In 1986, the San Diego Independent Scholars sponsored a national conference aimed at reaching a consensus for founding a national organization which would communicate with institutions such as federal funding agencies, foundations, and learned societies, to address issues of access to research funding, research facilities, and other resources, as well as to provide a forum for scholarly exchange. Conference attendees expressed the need for a national newsletter and, in 1987, the first issue of The Independent Scholar was published. The first Board of the National Coalition of Independent Scholars was elected in 1988, and the organization was officially incorporated in 1989.

== Conference activities ==
Since the founding conference in 1987, NCIS has organized national conferences in conjunction with partner groups.

- October 25, 1987: San Diego, CA, Founding conference

- December 1987: Institute for Historical Study, Oakland CA, "Scholarship for Love and Money" (regional conference)

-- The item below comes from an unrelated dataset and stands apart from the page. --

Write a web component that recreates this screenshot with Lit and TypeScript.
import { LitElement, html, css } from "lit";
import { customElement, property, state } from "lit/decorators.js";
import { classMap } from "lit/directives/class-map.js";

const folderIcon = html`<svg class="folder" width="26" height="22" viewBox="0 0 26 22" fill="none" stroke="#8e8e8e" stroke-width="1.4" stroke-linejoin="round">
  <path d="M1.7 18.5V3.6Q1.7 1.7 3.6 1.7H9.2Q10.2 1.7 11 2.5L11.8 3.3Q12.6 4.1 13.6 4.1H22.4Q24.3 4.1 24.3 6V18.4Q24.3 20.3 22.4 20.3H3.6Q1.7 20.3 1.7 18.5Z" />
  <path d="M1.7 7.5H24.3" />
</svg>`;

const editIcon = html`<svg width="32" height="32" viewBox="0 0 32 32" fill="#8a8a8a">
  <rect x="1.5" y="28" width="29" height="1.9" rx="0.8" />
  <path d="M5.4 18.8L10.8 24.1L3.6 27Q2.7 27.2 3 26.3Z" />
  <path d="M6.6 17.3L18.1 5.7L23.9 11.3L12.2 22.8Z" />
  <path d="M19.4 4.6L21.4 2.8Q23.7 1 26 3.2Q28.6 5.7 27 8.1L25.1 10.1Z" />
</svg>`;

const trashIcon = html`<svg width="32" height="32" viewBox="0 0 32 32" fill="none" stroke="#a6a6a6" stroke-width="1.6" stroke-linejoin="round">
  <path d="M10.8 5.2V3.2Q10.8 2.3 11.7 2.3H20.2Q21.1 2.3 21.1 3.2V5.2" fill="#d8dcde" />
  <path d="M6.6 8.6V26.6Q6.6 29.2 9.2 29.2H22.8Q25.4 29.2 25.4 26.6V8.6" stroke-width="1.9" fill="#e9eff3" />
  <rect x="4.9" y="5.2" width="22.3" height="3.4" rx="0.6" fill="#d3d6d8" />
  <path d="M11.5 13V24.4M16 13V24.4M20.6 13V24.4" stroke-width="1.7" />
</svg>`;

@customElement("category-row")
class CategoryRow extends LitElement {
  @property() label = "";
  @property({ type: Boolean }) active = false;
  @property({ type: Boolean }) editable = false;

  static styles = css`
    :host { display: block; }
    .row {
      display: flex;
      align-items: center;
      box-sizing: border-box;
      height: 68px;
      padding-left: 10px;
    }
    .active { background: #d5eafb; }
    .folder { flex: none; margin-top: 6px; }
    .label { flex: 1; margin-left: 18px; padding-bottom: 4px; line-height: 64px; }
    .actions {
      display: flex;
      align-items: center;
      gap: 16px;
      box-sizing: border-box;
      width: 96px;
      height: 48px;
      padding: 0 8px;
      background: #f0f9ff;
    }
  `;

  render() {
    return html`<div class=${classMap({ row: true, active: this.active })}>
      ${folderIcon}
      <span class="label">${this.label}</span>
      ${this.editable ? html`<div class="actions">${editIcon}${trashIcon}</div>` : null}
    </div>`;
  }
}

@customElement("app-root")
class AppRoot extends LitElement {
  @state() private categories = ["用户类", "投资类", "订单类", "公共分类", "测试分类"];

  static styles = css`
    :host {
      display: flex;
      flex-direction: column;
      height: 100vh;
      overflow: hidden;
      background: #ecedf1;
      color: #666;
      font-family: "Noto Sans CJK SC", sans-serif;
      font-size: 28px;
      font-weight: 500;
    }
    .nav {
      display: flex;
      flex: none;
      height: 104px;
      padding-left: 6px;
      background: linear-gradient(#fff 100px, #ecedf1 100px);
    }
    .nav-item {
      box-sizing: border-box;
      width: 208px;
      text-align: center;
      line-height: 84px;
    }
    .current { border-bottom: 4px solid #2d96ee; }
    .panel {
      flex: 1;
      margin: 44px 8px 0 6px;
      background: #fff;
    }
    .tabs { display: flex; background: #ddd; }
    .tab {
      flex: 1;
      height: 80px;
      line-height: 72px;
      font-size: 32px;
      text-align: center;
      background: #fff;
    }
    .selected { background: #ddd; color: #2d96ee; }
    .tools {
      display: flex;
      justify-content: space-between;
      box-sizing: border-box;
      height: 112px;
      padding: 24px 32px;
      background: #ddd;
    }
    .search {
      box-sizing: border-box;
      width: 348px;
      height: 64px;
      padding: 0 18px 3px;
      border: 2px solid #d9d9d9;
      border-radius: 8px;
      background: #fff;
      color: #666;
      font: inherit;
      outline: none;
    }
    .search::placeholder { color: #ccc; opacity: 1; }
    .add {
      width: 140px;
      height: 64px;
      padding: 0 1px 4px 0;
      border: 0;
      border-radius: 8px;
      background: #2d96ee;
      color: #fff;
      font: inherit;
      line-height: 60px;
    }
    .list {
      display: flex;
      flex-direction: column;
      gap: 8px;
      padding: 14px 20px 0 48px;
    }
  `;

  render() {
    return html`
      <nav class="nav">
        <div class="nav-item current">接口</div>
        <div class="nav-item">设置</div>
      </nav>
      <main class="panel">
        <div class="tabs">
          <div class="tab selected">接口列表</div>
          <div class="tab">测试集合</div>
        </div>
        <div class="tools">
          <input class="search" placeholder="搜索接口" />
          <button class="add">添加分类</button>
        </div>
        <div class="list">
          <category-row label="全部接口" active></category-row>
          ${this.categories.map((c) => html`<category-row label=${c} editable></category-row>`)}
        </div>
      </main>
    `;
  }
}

- March 28, 1988: Center for Independent Study, New Haven CT, (regional conference)
- April 7, 1990: Cambridge, MA, “Women Mystery Story Writers” (one-day conference co-sponsored by NCIS)
- April 23-25 1993: Chevy Chase, MD, “Independent Scholars in the 1990s: Intellectual and Practical Issues” (first official NCIS conference)
- October 21-23, 1994: Oakland, CA, “Independent Scholars: Finding an Audience”
- May 3-5, 1996: Princeton, NJ, “Situating Scholarship”
- October 18, 1997: San Francisco, CA, "The Scholarly Imperative: What Inspires Independent Scholars?" (one-day conference)
- October 2-4, 1998: St. Paul, MN, "The Future of Scholarship: Independent?"
- October 27-29, 2000: Raleigh, NC, “Independent Scholars: the Public Intellectuals of the Future”
- October 4-6, 2002: Vancouver, BC, Canada
- October 15-17, 2004: New York, NY, “Independent Scholars: Coming of Age”
- October 8, 2005: Portland, OR, “Selling Your Scholarship: Writing Marketable Non-fiction” (one-day conference)
- June 16-18, 2006: Princeton, NJ, “Scholars Without Borders”
- October 25-26, 2008: Berkeley, CA
- June 18-21, 2015: Yale, New Haven, CT, “Traditions and Transitions: Independent Scholars and the Digital Landscape”
- June 21-23, 2019: University of Massachusetts, Amherst, MA, "Making Connections, Meeting Challenges" (celebrating 30 years of NCIS)

== Publications ==
In 1987, NCIS began publishing a print newsletter, The Independent Scholar, featuring articles by NCIS members, book reviews, announcements, and other news. In 2007 the publication switched to an open-access online platform. The final issue was published in 2014, when the online quarterly was retired and for a short time this was replaced by "TIS Blog". In 2015 an online, peer-reviewed journal was inaugurated. Also entitled The Independent Scholar (TIS) . TIS is an open-access journal through which the work of independent scholars is made available to a worldwide audience. Rigorously peer-reviewed general and themed volumes have since appeared regularly, with articles being published online on acceptance, and then appearing in the subsequent issue.

== Grants ==
NCIS offers two internal grants to support members’ academic activities, inviting applications for conference support grants and research grants three times a year.
In 2016, NCIS honored the late Professor Elizabeth Eisenstein by reviving the Elizabeth Eisenstein Essay Prize. The Eisenstein Prize is awarded for the best essay by an NCIS member. The essay must have been published in a peer-reviewed journal or book within the previous two years.